KUKA stellt dabei die Roboter her, die Medizinproduktehersteller dann in ihre Lösungen implementieren. Wie verläuft eine solche Zusammenarbeit? „Haben sich die beiden Unternehmen gefunden, starten wir mit gemeinsamen Workshops aus Entwicklung und Produktmanagement, um uns über die Anforderungen und Möglichkeiten auszutauschen und den passenden Roboter zu finden“, sagt Axel Weber. Ist das geschehen, kann der Kunde diesen evaluieren und einen Prototyp seiner medizinischen Applikation aufbauen. KUKA begleitet den Prozess mit Trainings zur Programmierung des Roboters und einem Support-Team. Hinzu kommen wiederum gemeinsame Workshops, die den Kunden bei der Entwicklung seines Produkts unterstützen. Dazu gehören auch mögliche Anpassungen des Roboters an die spezifischen Bedürfnisse der Kundenapplikation.

 

Spannende Zukunft

Axel Weber prophezeit den kollaborierenden und sensitiven Robotern in der Medizin eine rosige Zukunft. „Sie werden künftig in immer mehr Bereichen eingesetzt werden. Unverändert wichtig bleiben chirurgische und therapeutische Anwendungsfälle. Hier wird es aber zunehmend auf kleine, kompakte, präzise und sensitive Roboter ankommen – dafür ist der feinfühlige Roboter LBR Med natürlich prädestiniert.“ Großes Potenzial kann aufgrund der demografischen Entwicklung auch in den Bereichen Rehabilitation und Elderly Care entstehen. „Denkbar wären Systeme, die gerade älteren Menschen das Leben erleichtern, etwa mobile Systeme und Roboterarme, die etwas heben beziehungsweise tragen. Oder aber Systeme zum Transport oder Umbetten von Patienten.“

Als wichtige Entwicklung sieht Axel Weber auch die künstliche Intelligenz, mit der die Patientenversorgung künftig besser geplant werden könnte. Auswirkungen sieht er auch für die Robotik. „Ist diese Technologie ausgereift, werden Robotersysteme noch leistungsfähiger werden. Wir nehmen diese Entwicklung bereits in Gesprächen mit unseren Kunden wahr. Allerdings ist das so neu nicht. Erste Ansätze gab es bereits vor 20 Jahren. Damals war die Zeit allerdings noch nicht reif dafür. Das ist heute anders, da die Technologie auf dem Weg ist, diese Möglichkeiten auch umsetzen zu können“, ist Axel Weber überzeugt.
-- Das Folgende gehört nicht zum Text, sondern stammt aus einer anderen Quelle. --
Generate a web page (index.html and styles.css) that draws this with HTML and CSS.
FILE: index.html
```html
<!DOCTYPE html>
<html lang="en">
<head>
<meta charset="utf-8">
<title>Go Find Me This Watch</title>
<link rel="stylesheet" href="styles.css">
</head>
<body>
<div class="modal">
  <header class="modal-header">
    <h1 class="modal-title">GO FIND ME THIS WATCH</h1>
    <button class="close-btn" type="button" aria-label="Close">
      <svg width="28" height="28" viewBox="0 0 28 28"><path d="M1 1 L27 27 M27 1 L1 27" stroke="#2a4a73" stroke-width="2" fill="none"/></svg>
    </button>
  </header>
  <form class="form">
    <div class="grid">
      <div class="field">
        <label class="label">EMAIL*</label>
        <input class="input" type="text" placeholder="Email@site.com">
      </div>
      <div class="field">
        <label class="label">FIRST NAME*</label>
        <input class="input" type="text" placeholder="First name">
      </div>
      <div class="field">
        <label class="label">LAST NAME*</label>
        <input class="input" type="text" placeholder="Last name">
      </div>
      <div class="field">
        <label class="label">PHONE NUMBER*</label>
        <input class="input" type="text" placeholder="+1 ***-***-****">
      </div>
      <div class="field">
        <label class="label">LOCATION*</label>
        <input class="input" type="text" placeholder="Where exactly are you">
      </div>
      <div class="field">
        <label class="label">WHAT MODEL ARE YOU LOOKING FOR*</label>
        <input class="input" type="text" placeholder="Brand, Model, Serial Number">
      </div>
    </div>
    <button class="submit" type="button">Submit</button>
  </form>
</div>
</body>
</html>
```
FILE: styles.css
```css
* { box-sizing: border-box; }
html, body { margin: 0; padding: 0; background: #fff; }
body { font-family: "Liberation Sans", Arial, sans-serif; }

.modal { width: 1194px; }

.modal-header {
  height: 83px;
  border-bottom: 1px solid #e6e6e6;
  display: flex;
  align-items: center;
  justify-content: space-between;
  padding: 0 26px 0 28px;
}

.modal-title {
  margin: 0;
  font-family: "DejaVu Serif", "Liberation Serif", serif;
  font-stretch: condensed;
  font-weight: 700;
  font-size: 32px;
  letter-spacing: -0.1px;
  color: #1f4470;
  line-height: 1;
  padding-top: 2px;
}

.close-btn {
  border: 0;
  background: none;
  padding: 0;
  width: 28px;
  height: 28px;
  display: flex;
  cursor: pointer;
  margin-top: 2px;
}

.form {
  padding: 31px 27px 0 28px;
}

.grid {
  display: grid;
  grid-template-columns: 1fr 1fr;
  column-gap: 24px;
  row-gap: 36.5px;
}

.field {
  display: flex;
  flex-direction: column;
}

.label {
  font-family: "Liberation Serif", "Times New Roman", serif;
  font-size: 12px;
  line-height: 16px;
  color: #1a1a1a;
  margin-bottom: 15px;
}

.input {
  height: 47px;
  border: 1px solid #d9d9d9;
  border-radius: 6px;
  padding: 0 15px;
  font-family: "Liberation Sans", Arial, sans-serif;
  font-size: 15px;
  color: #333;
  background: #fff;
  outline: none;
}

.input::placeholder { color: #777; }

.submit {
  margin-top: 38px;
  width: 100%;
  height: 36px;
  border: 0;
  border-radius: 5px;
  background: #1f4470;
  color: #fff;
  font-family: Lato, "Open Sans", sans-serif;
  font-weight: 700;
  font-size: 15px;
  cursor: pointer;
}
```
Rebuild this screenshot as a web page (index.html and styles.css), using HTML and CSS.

Nichtsdestotrotz steht und fällt der Einsatz eines Robotersystems mit der Akzeptanz von Ärzten und Patienten. Bei ersteren sieht Weber sie gegeben, vorausgesetzt der Mediziner hat die Handlungsmacht. „Letzten Endes entscheidet der Arzt, was der Roboter macht und hat die Kontrolle über die gesamte medizinische Anwendung. Gerade junge Ärzte zeigen eine hohe Bereitschaft, mit solchen Systemen zu arbeiten“, erläutert er. Bei den Patienten allerdings gelte es, weiter Aufklärungsarbeit zu betreiben. „Die Akzeptanz hier hängt stark von der Applikation ab“, so Weber. „Es ist einfacher, sich in der Rehabilitation den Arm oder das Bein von einem Roboter führen zu lassen, als sich einer Operation mit ihm zu unterziehen.“ Die Kunst besteht heute also darin, Tradition und Moderne zu verbinden.